Material supplied:
===============

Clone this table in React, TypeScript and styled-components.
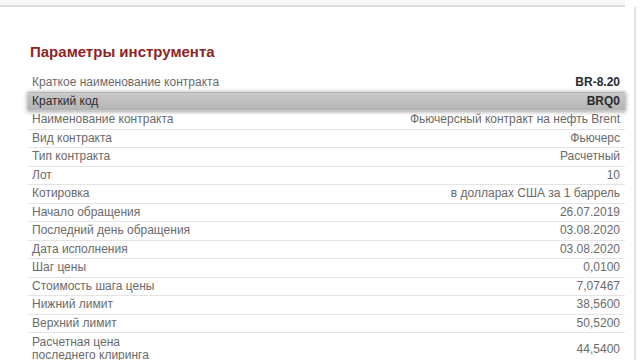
import { FC } from "react";
import styled, { createGlobalStyle } from "styled-components";

const GlobalStyle = createGlobalStyle`
    html, body {
        margin: 0;
        padding: 0;
        background: #ffffff;
        font-family: "Liberation Sans", Arial, sans-serif;
    }
`;

interface Param {
    label: string;
    value: string;
    bold?: boolean;
    active?: boolean;
}

const params: Param[] = [
    { label: "Краткое наименование контракта", value: "BR-8.20", bold: true },
    { label: "Краткий код", value: "BRQ0", bold: true, active: true },
    { label: "Наименование контракта", value: "Фьючерсный контракт на нефть Brent" },
    { label: "Вид контракта", value: "Фьючерс" },
    { label: "Тип контракта", value: "Расчетный" },
    { label: "Лот", value: "10" },
    { label: "Котировка", value: "в долларах США за 1 баррель" },
    { label: "Начало обращения", value: "26.07.2019" },
    { label: "Последний день обращения", value: "03.08.2020" },
    { label: "Дата исполнения", value: "03.08.2020" },
    { label: "Шаг цены", value: "0,0100" },
    { label: "Стоимость шага цены", value: "7,07467" },
    { label: "Нижний лимит", value: "38,5600" },
    { label: "Верхний лимит", value: "50,5200" },
    { label: "Расчетная цена последнего клиринга", value: "44,5400" },
];

const Page = styled.div`
    display: flex;
    flex-direction: column;
    width: 640px;
    height: 360px;
    overflow: hidden;
`;

const TopStrip = styled.div`
    height: 5px;
    width: 625px;
    background: #f7f7f7;
    border-bottom: 2px solid #dcdcdc;
    flex-shrink: 0;
`;

const Panel = styled.div`
    flex: 1;
    width: 636px;
    border-right: 2px solid #e2e2e2;
    padding: 36px 0 0 28px;
    box-sizing: border-box;
`;

const Title = styled.h2`
    margin: 0 0 13px 2px;
    font-size: 15px;
    font-weight: bold;
    color: #8e2424;
    line-height: 18px;
`;

const Table = styled.div`
    width: 597px;
    display: flex;
    flex-direction: column;
`;

const Row = styled.div<{ $active?: boolean; $tall?: boolean }>`
    display: flex;
    justify-content: space-between;
    align-items: center;
    min-height: 18.5px;
    padding: ${(p) => (p.$tall ? "3px 5px 0 4px" : "0 5px 0 4px")};
    box-sizing: border-box;
    font-size: 12px;
    line-height: 13px;
    color: ${(p) => (p.$active ? "#2b2b2b" : "#6a6a6a")};
    border-bottom: 1px solid ${(p) => (p.$active ? "transparent" : "#e4e4e4")};
    background: ${(p) => (p.$active ? "linear-gradient(#c9c9c9, #b3b3b3)" : "transparent")};
    box-shadow: ${(p) => (p.$active ? "0 0 4px 1px rgba(0, 0, 0, 0.35)" : "none")};
    position: relative;
`;

const Label = styled.span<{ $narrow?: boolean }>`
    max-width: ${(p) => (p.$narrow ? "130px" : "none")};
`;

const Value = styled.span<{ $bold?: boolean }>`
    font-weight: ${(p) => (p.$bold ? "bold" : "normal")};
    color: ${(p) => (p.$bold ? "#2b2b2b" : "inherit")};
    text-align: right;
`;

const App: FC = () => {
    return (
        <>
            <GlobalStyle />
            <Page>
                <TopStrip />
                <Panel>
                    <Title>Параметры инструмента</Title>
                    <Table>
                        {params.map((p, index) => {
                            const tall = index === params.length - 1;
                            return (
                                <Row key={p.label} $active={p.active} $tall={tall}>
                                    <Label $narrow={tall}>{p.label}</Label>
                                    <Value $bold={p.bold}>{p.value}</Value>
                                </Row>
                            );
                        })}
                    </Table>
                </Panel>
            </Page>
        </>
    );
};

export default App;
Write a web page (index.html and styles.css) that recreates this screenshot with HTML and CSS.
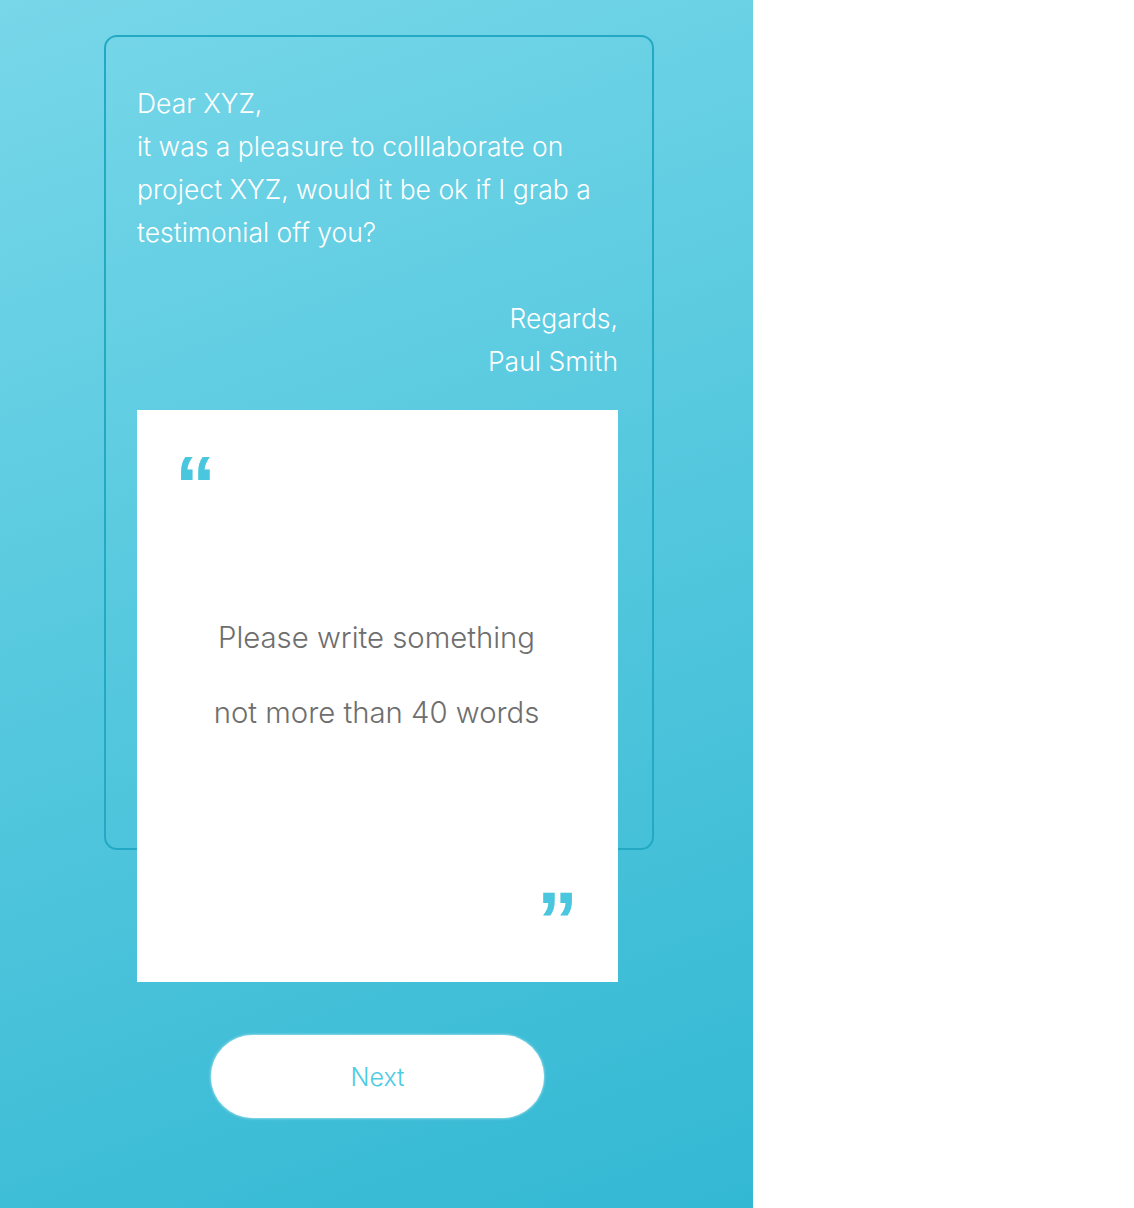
FILE: index.html
```html
<!DOCTYPE html>
<html lang="en">
<head>
<meta charset="utf-8">
<title>Testimonial request</title>
<link rel="stylesheet" href="styles.css">
</head>
<body>
<div class="page">
  <section class="panel">
    <div class="card">
      <div class="letter">
        <p class="greeting">Dear XYZ,<br>it was a pleasure to colllaborate on project XYZ, would it be ok if I grab a testimonial off you?</p>
        <p class="sign">Regards,<br>Paul Smith</p>
      </div>
      <div class="quote-box">
        <div class="q q-open">&ldquo;</div>
        <div class="prompt">
          <p>Please write something</p>
          <p>not more than 40 words</p>
        </div>
        <div class="q q-close">&rdquo;</div>
      </div>
    </div>
    <div class="actions">
      <button class="next" type="button">Next</button>
    </div>
  </section>
  <div class="blank"></div>
</div>
</body>
</html>
```

FILE: styles.css
```css
* { box-sizing: border-box; }
html, body { margin: 0; padding: 0; background: #fff; }
body { font-family: Inter, "Liberation Sans", sans-serif; }

.page { display: flex; width: 1134px; height: 1208px; }

.panel {
  width: 753px;
  height: 1208px;
  background: linear-gradient(160deg, #78d7e9 0%, #57c9df 45%, #33b8d3 100%);
  padding: 35px 0 0 104px;
  display: flex;
  flex-direction: column;
}

.card {
  width: 550px;
  height: 815px;
  border: 2px solid #24a9c5;
  border-radius: 13px;
  padding: 45px 34px 0 31px;
}

.letter { color: #fff; font-weight: 300; font-size: 26.5px; line-height: 43px; }
.letter p { margin: 0; }
.sign { text-align: right; margin-top: 43px !important; }

.quote-box {
  margin-top: 27px;
  width: 481px;
  height: 572px;
  background: #fff;
  position: relative;
  display: flex;
  flex-direction: column;
  padding: 0 40px 0 38px;
}

.q {
  font-family: "Liberation Sans", Arial, sans-serif;
  font-weight: 700;
  color: #4ac6df;
  font-size: 82px;
  line-height: 1;
  height: 50px;
}
.q-open { margin-top: 34px; }
.q-close { text-align: right; margin-bottom: 52px; height: 50px; }

.prompt {
  flex: 1;
  display: flex;
  flex-direction: column;
  justify-content: center;
  text-align: center;
  color: #6e6e6e;
  font-size: 29.3px;
  font-weight: 300;
  line-height: 75px;
  padding-bottom: 24px;
}
.prompt p { margin: 0; }

.actions { margin-top: 185px; width: 550px; display: flex; padding-left: 107px; }

.next {
  width: 333px;
  height: 83px;
  border: none;
  border-radius: 42px;
  background: #fff;
  box-shadow: 0 0 3px rgba(255, 255, 255, 0.8);
  color: #4ccbe2;
  font-family: Inter, "Liberation Sans", sans-serif;
  font-weight: 300;
  font-size: 25px;
  padding: 0;
}

.blank { flex: 1; background: #fff; }
```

===============

Exercise instructions:
Within the data above, count the lines that contain the string "this"; the reply is the number alone.

Result below:
2